EUR, SEK, CHF: The EUR depreciated on a broad basis yesterday. This was felt amongst others by EUR-CHF and EUR-SEK which in view of the inflation rates in their countries will not exactly please the central banks concerned. And thus the games begin: Who can with-stand the EUR’s depreciation pressure created by the ECB who has signalled further monetary policy easing?

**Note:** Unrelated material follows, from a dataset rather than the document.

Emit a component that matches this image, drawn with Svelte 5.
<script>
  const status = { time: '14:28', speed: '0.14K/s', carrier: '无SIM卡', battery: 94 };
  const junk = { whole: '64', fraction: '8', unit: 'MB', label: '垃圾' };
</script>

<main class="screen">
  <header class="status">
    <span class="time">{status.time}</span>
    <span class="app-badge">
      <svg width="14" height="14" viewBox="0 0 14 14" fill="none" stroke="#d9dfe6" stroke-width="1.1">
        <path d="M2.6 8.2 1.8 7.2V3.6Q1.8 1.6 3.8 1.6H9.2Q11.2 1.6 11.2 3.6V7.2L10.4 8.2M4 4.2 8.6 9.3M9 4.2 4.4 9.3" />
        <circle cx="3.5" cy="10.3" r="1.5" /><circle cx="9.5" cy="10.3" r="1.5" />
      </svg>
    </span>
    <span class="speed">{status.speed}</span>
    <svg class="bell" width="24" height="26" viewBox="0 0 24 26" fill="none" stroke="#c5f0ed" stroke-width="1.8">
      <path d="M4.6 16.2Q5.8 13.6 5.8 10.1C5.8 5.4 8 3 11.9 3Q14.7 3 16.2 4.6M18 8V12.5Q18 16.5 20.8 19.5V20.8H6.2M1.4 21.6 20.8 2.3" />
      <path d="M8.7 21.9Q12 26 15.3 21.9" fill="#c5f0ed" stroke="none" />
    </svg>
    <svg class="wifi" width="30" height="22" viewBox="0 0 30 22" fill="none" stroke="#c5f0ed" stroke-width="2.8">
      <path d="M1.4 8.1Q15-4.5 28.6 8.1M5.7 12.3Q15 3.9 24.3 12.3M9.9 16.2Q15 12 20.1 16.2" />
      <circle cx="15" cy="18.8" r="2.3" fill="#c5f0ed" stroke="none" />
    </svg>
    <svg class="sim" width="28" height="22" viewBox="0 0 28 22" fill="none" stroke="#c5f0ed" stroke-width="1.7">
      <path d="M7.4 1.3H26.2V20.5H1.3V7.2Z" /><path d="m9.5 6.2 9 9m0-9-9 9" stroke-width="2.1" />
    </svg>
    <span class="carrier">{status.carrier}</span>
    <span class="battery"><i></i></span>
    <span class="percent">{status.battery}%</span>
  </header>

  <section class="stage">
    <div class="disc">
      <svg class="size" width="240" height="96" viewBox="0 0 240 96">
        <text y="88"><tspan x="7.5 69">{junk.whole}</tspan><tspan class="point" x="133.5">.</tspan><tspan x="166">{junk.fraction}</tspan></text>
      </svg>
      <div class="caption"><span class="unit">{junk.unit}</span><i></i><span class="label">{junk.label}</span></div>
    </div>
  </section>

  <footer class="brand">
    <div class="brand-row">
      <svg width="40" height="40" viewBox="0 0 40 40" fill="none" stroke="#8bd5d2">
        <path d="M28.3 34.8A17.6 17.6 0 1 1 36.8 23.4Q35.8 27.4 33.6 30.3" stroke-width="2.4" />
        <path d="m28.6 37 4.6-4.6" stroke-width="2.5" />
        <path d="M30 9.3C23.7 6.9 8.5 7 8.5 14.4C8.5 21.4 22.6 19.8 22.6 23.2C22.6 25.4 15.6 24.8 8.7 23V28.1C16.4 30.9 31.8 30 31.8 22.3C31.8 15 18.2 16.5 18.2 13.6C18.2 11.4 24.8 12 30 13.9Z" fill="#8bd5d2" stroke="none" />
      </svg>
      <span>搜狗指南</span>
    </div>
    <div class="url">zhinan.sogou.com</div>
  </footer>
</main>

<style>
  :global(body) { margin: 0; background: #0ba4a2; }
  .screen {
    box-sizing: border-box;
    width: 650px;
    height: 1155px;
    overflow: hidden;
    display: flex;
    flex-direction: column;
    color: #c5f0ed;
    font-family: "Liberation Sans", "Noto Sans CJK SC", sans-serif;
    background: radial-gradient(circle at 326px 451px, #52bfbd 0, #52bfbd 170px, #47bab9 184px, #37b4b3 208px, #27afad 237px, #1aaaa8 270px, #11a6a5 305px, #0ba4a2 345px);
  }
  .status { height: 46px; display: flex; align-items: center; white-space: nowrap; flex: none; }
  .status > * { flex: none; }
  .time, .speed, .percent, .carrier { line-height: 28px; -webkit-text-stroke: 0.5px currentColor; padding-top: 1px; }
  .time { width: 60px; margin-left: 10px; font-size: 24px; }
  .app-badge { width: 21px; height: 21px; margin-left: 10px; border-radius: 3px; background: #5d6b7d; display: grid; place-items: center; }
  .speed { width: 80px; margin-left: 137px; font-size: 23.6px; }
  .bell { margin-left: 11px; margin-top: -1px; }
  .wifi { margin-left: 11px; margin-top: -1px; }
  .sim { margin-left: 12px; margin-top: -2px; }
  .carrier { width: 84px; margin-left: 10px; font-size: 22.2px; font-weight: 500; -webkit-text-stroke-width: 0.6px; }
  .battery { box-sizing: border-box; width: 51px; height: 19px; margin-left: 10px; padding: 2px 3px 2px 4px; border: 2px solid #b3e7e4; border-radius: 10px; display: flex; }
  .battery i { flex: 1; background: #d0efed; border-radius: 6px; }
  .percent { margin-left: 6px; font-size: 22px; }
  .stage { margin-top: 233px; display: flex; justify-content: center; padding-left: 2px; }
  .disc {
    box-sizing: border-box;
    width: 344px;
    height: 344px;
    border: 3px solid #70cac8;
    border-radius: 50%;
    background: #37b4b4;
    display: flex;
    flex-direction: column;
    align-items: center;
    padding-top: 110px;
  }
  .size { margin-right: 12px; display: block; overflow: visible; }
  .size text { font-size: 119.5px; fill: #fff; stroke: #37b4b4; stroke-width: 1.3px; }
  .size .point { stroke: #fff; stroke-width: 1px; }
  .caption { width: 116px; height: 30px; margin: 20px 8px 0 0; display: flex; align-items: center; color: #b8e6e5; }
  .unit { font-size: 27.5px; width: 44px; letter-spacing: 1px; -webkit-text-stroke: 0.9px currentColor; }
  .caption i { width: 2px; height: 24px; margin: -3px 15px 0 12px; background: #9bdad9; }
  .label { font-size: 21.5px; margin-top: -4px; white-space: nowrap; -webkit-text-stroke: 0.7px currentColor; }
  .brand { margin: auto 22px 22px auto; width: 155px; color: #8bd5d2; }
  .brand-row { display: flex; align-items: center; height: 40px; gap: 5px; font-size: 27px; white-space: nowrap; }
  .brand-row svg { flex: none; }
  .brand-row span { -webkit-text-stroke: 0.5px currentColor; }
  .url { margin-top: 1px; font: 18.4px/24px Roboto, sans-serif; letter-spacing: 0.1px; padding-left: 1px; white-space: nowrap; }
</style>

Both the Swiss National Bank (SNB) and Riksbank have already positioned themselves. Riksbank has been underlining for a while that it too is in a position to extend its bond pur-chasing programme further, lower interest rates or to intervene directly on the market against a krona appreciating at excessive speed. To date it has proved its drive very impressively and has even called extraordinary meetings to agree further expansionary measures to weaken the krona. I have no doubt that it will not simply accept krona appreciation without putting up any resistance this time round. As a result I do not agree with all those analysts who following yesterday’s surprisingly strong GDP data see no need for Riksbank to act. Even though the Swedish economy is indeed growing quite well at present that has failed to help inflation so far. The latter remains close to zero. That is one of the reasons why Riksbank is focussing on the exchange rate. It knows: to ensure that inflation does not deteriorate any further it is essential to ensure that the krona does not appreciate notably. And I can imagine that the appreciation of the krona seen since the beginning of the month has already reached Riksbank’s tolerance levels.

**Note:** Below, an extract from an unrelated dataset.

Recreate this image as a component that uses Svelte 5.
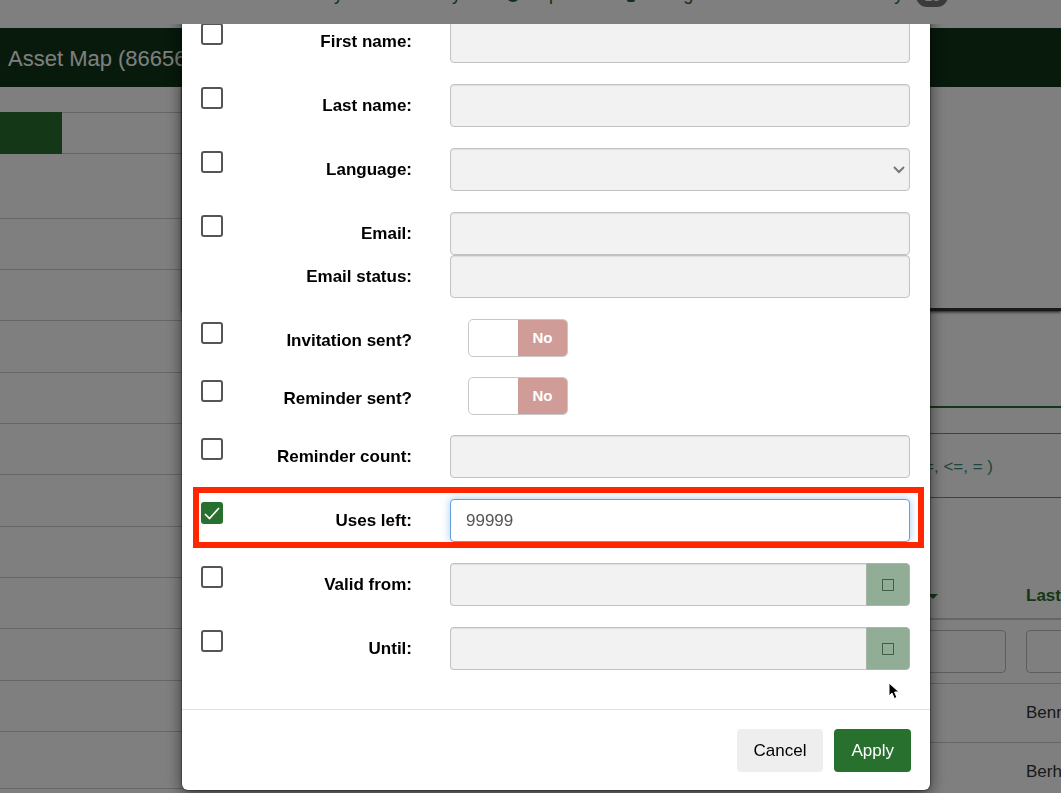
<script>
  const sidebarRows = Array.from({ length: 12 }, (_, i) => i);

  let fields = $state([
    { id: 'firstname', label: 'First name:', kind: 'text', on: false, value: '' },
    { id: 'lastname', label: 'Last name:', kind: 'text', on: false, value: '' },
    { id: 'language', label: 'Language:', kind: 'select', on: false, value: '' },
    { id: 'email', label: 'Email:', kind: 'text', on: false, value: '', joined: true },
    { id: 'emailstatus', label: 'Email status:', kind: 'text', noCheck: true, on: false, value: '' },
    { id: 'sent', label: 'Invitation sent?', kind: 'switch', on: false, value: false },
    { id: 'remindersent', label: 'Reminder sent?', kind: 'switch', on: false, value: false },
    { id: 'remindercount', label: 'Reminder count:', kind: 'text', on: false, value: '' },
    { id: 'usesleft', label: 'Uses left:', kind: 'text', on: true, value: '99999', marked: true },
    { id: 'validfrom', label: 'Valid from:', kind: 'date', on: false, value: '' },
    { id: 'validuntil', label: 'Until:', kind: 'date', on: false, value: '' }
  ]);
</script>

<div class="page">
  <nav class="topbar">
    <a href="#create">Create survey</a>
    <a href="#list">List surveys</a>
    <a href="#help" class="help"><span class="dot"></span>Help</a>
    <a href="#config" class="config"><span class="cog"></span>Configuration</a>
    <a href="#active" class="active-surveys">Active surveys <span class="count">13</span></a>
    <a href="#user" class="user">admin</a>
  </nav>
  <header class="titlebar">Asset Map (866564)</header>
  <div class="columns">
    <aside>
      <div class="tabs"><span class="tab active"></span><span class="tab"></span></div>
      <ul>
        {#each sidebarRows as row (row)}<li></li>{/each}
      </ul>
    </aside>
    <main>
      <div class="panel"></div>
      <div class="rule"></div>
      <p class="hint">You can use operators in the search filters (eg: &gt;, &lt;, &gt;=, &lt;=, = )</p>
      <table>
        <thead>
          <tr><th class="wide">Action</th><th>Status</th><th>First name<i class="caret"></i></th><th>Last name</th></tr>
          <tr class="filters">
            <td></td>
            <td><input aria-label="Filter status" /></td>
            <td><input aria-label="Filter first name" /></td>
            <td><input aria-label="Filter last name" /></td>
          </tr>
        </thead>
        <tbody>
          <tr><td></td><td></td><td></td><td>Bennett</td></tr>
          <tr><td></td><td></td><td></td><td>Berhane</td></tr>
        </tbody>
      </table>
    </main>
  </div>
</div>

<div class="backdrop">
  <div class="viewport">
    <div class="dialog" role="dialog" aria-modal="true" aria-label="Edit participants">
      <form>
        {#each fields as f (f.id)}
          <div class="row" class:joined={f.joined} class:short={f.kind === 'switch'}>
            {#if f.noCheck}
              <span></span>
            {:else}
              <input type="checkbox" class="check" bind:checked={f.on} aria-label={`Change ${f.label}`} />
            {/if}
            <label for={f.id}>{f.label}</label>
            {#if f.kind === 'text'}
              <input id={f.id} class="field" class:focused={f.on} type="text" disabled={!f.on} bind:value={f.value} />
            {:else if f.kind === 'select'}
              <div class="pick">
                <select id={f.id} class="field" disabled={!f.on} bind:value={f.value}><option value=""></option></select>
                <svg viewBox="0 0 12 8" width="12" height="8"><path d="M1 1l5 5 5-5" fill="none" stroke="#777" stroke-width="2" /></svg>
              </div>
            {:else if f.kind === 'switch'}
              <button type="button" id={f.id} class="switch" role="switch" aria-checked="false" disabled={!f.on}>
                <span></span><span class="off">No</span>
              </button>
            {:else}
              <div class="date">
                <input id={f.id} class="field" type="text" disabled={!f.on} bind:value={f.value} />
                <button type="button" aria-label="Open calendar" disabled={!f.on}><span></span></button>
              </div>
            {/if}
            {#if f.marked}<div class="mark"></div>{/if}
          </div>
        {/each}
      </form>
      <footer>
        <button type="button" class="btn">Cancel</button>
        <button type="button" class="btn primary">Apply</button>
      </footer>
    </div>
  </div>
</div>

<svg class="pointer" viewBox="0 0 12 18" width="12" height="18">
  <path d="M1 1v13l3-3 2.300 5.500 2.600-1.100L6.600 10H11z" fill="#000" stroke="#fff" stroke-width="1" />
</svg>

<style>
  :global(body) {
    margin: 0;
    overflow: hidden;
    background: #fff;
    font: 17px/22px "Liberation Sans", Arial, sans-serif;
  }
  * { box-sizing: border-box; }
  button, input, select { font: inherit; }

  .page { height: 100vh; overflow: hidden; color: #333; }
  .topbar {
    display: flex;
    align-items: flex-start;
    gap: 32px;
    height: 28px;
    padding-left: 231px;
    overflow: hidden;
    font-size: 18px;
    line-height: 24px;
    white-space: nowrap;
  }
  .topbar a { display: flex; margin-top: -18px; color: #265c34; text-decoration: none; }
  .topbar .help { margin-left: -4px; }
  .topbar .config { margin-left: 28px; }
  .topbar .active-surveys, .topbar .user { margin-left: 16px; }
  .dot, .cog { width: 14px; height: 14px; margin: 6px 2px 0 8px; border-radius: 7px; background: #265c34; }
  .cog { width: 8px; margin-right: 6px; border-radius: 2px; }
  .count {
    width: 32px;
    height: 22px;
    margin: 3px 0 0 4px;
    border-radius: 11px;
    background: #777;
    color: #fff;
    font-size: 14px;
    line-height: 22px;
    text-align: center;
  }
  .topbar .user { color: #8a5a3c; }
  .titlebar {
    height: 59px;
    padding-left: 8px;
    background: #0e3418;
    color: #fff;
    font-size: 22px;
    line-height: 62px;
  }
  .columns { display: grid; grid-template-columns: 182px minmax(0, 1fr); }
  aside { padding-top: 25px; }
  .tabs { display: flex; height: 42px; border: solid #ccc; border-width: 1px 0; }
  .tab { flex: 1; }
  .tab.active { flex: 0 0 62px; margin: -1px 0; background: #28702e; }
  ul { margin: 0; padding: 0; list-style: none; }
  li { height: 51px; border-bottom: 1px solid #ccc; }
  li:nth-child(3n + 4) { height: 52px; }
  li:first-child { height: 65px; }
  li:last-child { height: 57px; }

  .panel { height: 224px; border-bottom: 3px solid #333; box-shadow: 0 1px 3px #333; }
  .rule { height: 97px; border-bottom: 2px solid #28702e; }
  .hint {
    margin: 25px 0 0;
    padding: 22px 68px 19px 0;
    overflow: hidden;
    border: solid #4f9c8c;
    border-width: 1px 0;
    color: #3c8a7c;
    text-align: right;
    white-space: nowrap;
  }
  table { width: 1034px; margin-top: 75px; table-layout: fixed; border-collapse: collapse; }
  th, td { height: 59px; padding: 0 10px; border-bottom: 1px solid #ccc; text-align: left; }
  th { width: 200px; height: 46px; border-bottom-width: 2px; color: #28702e; }
  th.wide { width: 434px; }
  .filters td { height: 64px; }
  .filters input {
    display: block;
    width: 100%;
    height: 43px;
    border: 1px solid #bbb;
    border-radius: 4px;
    background: #fff;
  }
  .caret {
    display: inline-block;
    margin-left: 16px;
    border: 5px solid transparent;
    border-top-color: #28702e;
    border-bottom: 0;
    vertical-align: middle;
  }

  .backdrop { position: fixed; inset: 0; background: rgba(0, 0, 0, 0.5); }
  .viewport { height: 100%; padding: 0 131px 0 182px; margin-top: 24px; overflow: hidden; }
  .dialog {
    margin-top: -12px;
    padding-top: 8px;
    border-radius: 6px;
    background: #fff;
    box-shadow: 0 4px 16px rgba(0, 0, 0, 0.6), 0 0 2px #000;
    color: #000;
  }
  form { padding: 0 20px 18px 19px; }
  .row {
    position: relative;
    display: grid;
    grid-template-columns: 22px minmax(0, 227fr) minmax(0, 460fr);
    align-items: start;
    margin-bottom: 21px;
  }
  .row.joined { margin-bottom: 0; }
  .row.short { margin-bottom: 20px; }
  .check {
    appearance: none;
    width: 22px;
    height: 22px;
    margin: 3px 0 0;
    border: 2px solid #555;
    border-radius: 3px;
    background: #fff;
  }
  .check:checked {
    border-color: #28702e;
    background: #28702e url("data:image/svg+xml,%3Csvg xmlns='http://www.w3.org/2000/svg' viewBox='0 0 18 18'%3E%3Cpath d='M2 10l4.500 4.500L16 4' fill='none' stroke='white' stroke-width='1.700'/%3E%3C/svg%3E") center / 18px no-repeat;
  }
  label { padding: 11px 38px 0 0; font-weight: 700; text-align: right; white-space: nowrap; }
  .field {
    display: block;
    width: 100%;
    height: 43px;
    padding: 0 15px;
    border: 1px solid #c2c2c2;
    border-radius: 4px;
    background: #f2f2f2;
    box-shadow: inset 0 1px 1px rgba(0, 0, 0, 0.08);
    color: #555;
    opacity: 1;
    appearance: none;
  }
  .field.focused {
    border-color: #66a0dc;
    outline: 0;
    background: #fff;
    box-shadow: 0 0 8px rgba(102, 175, 233, 0.6);
  }
  .pick { display: grid; align-items: center; }
  .pick > * { grid-area: 1 / 1; }
  .pick svg { z-index: 1; justify-self: end; margin-right: 5px; }
  .switch {
    display: flex;
    width: 100px;
    height: 38px;
    margin-left: 18px;
    padding: 0;
    overflow: hidden;
    border: 1px solid #c8c8c8;
    border-radius: 5px;
    background: #fff;
  }
  .switch span { flex: 1; }
  .switch .off { background: #d09c97; color: #fff; font-size: 15px; font-weight: 700; line-height: 36px; }
  .date { display: grid; grid-template-columns: minmax(0, 1fr) 44px; }
  .date .field { border-right: 0; border-radius: 4px 0 0 4px; }
  .date button {
    display: grid;
    place-items: center;
    padding: 0;
    border: 1px solid #a8b5a9;
    border-radius: 0 4px 4px 0;
    background: #91ad95;
  }
  .date button span { width: 12px; height: 12px; border: 1px solid #435c46; }
  .mark { position: absolute; inset: -12px -14px -6px -8px; border: 6px solid #ff2600; pointer-events: none; }
  footer {
    display: flex;
    justify-content: flex-end;
    gap: 11px;
    padding: 19px 19px 18px;
    border-top: 1px solid #e2e2e2;
  }
  .btn { height: 43px; padding: 0 17px; border: 0; border-radius: 4px; background: #eee; color: #000; }
  .btn.primary { background: #28702e; color: #fff; }
  .pointer { position: fixed; left: 888px; top: 682px; }
</style>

The SNB too has already flexed its muscles. The jump in EUR-CHF at the end of last week suggests strongly that it intervened on the FX market (please also refer to our FX Hotspot: SNB’s muscle flexing dated 27th Nov). Almost like an advance warning to all FX traders who are banking on a slide in EUR-CHF on Thursday. I do not believe that the SNB will remain inactive in this instance either. It is even very likely that it will immediately try and prevent any downmoves in EUR-CHF with the help of interventions. At first glance that may well work. However, as it already demonstrated at the beginning of the year in a very impressive manner: it will not play this game indefinitely.

USD: Was the Chicago PMI a bad sign for the nationwide PMI (ISM) today? Following the relatively mixed regional PMIs I certainly would not bet on a high number. However, real economic data has become increasingly insignificant for the USD exchange rates anyways. Certainly as long as they do not point towards a significant weakening of the economy, which we do not expect. Instead the Fed is mainly waiting for inflation to rise, as it too is affected by the global phenomenon of strong economic growth and comparatively low inflation. It still has hopes that the strong labour market will soon be reflected in higher wages and therefore higher consumer prices. Only once this becomes reflected in price data will the majority of market participants be convinced and thus possibly rethink its currently pessimistic rate expectations. And that would be when we expect to see the next major push for USD.

AUD: As announced by its governor Glenn Stevens the Reserve Bank of Australia (RBA) kept its cool this morning and left its key rate unchanged at 2%. Even its statement remained almost unchanged compared with that of the last meeting. It pointed out the strong fall in investments in the mining sector but noted that irrespective of this the economy was developing in a robust manner. As a result AUD-USD has been appreciating this morning. Even if this was probably not what the RBA intended, after all it repeatedly referred to the exchange rate and its essential role for the economy over the past year. However, it intends to wait, wait for the Fed that is, and hope that the US central bank will keep a lid on AUD-USD when it starts to hike interest rates.

Emerging-Market-Research

RUB: The seasonally adjusted data for economic growth in Q3 has not yet been published. But it seems to be emerging that the catastrophic development of the first half has been ended. The PMI for the manufacturing sector due to day will allow the market a glimpse of Q4. The expectation is for a further stabilisation. Even though the analysts expect a fall of 0.2 points to 50.0 points in November, but that would mean that the PMI is well above the levels seen during the first half. As was the case in Q3 the economy should not have collapsed further in Q4 without recovering notably though. The government has little scope on the fiscal side to change that. The data on the Sovereign Wealth Fund out today is likely to confirm that once again, as the government used the fund recently to balance its budget deficit. However, soon the fund will have been used up. The Finance Minister himself had recently pointed that out. That is not good news for the ruble, but at least the oil price did not come under further pressure yesterday. The latter remains the most important driver for the ruble. However, over the last days even compared to the oil price movement the RUB showed relative weakness. Concerns are mounting about deteriorating trade relations to Turkey. However, the oil price will remain the main driver. As a result the ruble market too is waiting for the OPEC meeting on Friday.

CNY: China’s manufacturing PMI hit three year low, at 49.6 in November, compared with 49.8 in the prior month, reflecting a painful deleveraging process in manufacturing sector. By category, the softness is almost across the board, output index declined by 0.3pt to 51.9, new orders and new export orders fell by 0.5pt and 1.0pt to 49.8 and 46.4 respectively. Input prices dropped sharply by 3.3pt to 41.1, as commodity prices plunged in November. In addition, the private Caixin PMI came in at 48.6 in November, up from 48.3 in the prior month. While we saw continued improvement in Caixin PMI in the past two months, it is still well below the trend level.
All in all, China’s manufacturing sector remains sluggish due to property slowdown. While property prices are turning around led by first-tier cities, the housing investment continues to moderate, reflecting a significant property inventory overhang in the economy.